住宅は、木造でも30年程度の期間居住可能な耐久財であり、フロー(戸数の増減)とストック(総数)の2つの性質を有する。このため、居住問題の考察には、将来にわたる時間の視点が必要である。時間の経過は、人口を変化させ、住宅の需給環境を変える。それは、人々の居住行動を変化させる。

国立社会保障・人口問題研究所の推計では、わが国の人口は、2010年頃から減少に転ずるとされている。また、同研究所小地域簡易将来人口推計システムによれば、出生率等の条件が1995年国勢調査結果と同じとすると、広島市においても同じ頃から減少に転じることが予測されている。

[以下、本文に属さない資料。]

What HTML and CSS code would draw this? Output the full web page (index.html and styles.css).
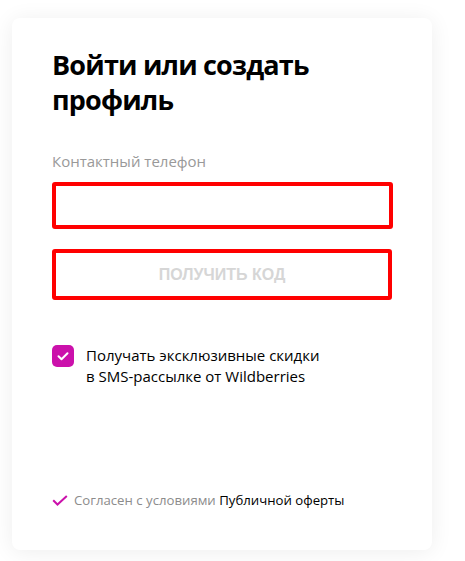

仮に全市的に人口が減少する場合、どの地域の人口が減少し、どのような影響が現れるのか現時点では不明である。

ただ、住居の問題に絞れば、人口の減少は、住宅の需給を現在より緩和させ、住宅の価格を全般的に低下させると考えられる。このことは、住宅の選択において、住宅価格の意義を相対的に低下させ、住環境(居住環境と周辺環境)を重視させるようになる。

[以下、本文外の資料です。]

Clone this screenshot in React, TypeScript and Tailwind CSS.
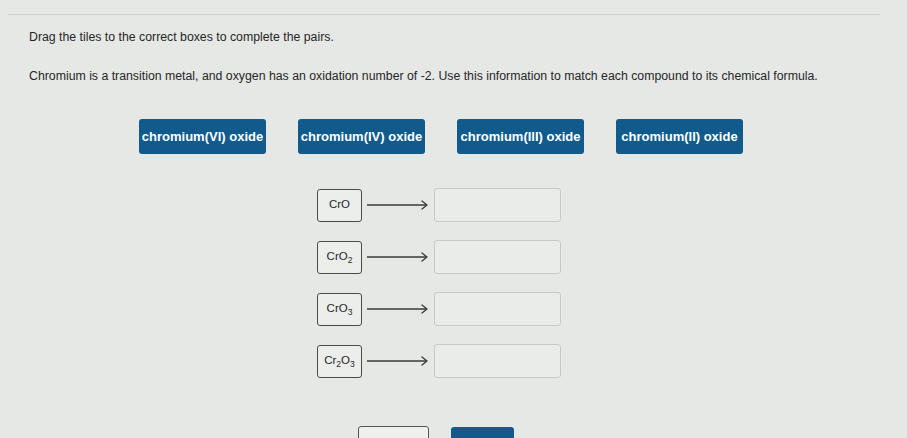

超長期においては、住環境による住宅の選別が現在以上に進み、住み易い環境を提供できる地域に人々は住居を求めるであろう。そのとき、都市の利便性と自然環境を兼ね備えた都心は魅力的である。その意味で、人口の空洞化を避けるためには、「居住」の視点からまちづくりを進めていくことが重要であり、居住を促進し、活力を維持・発展させることにつながるであろう。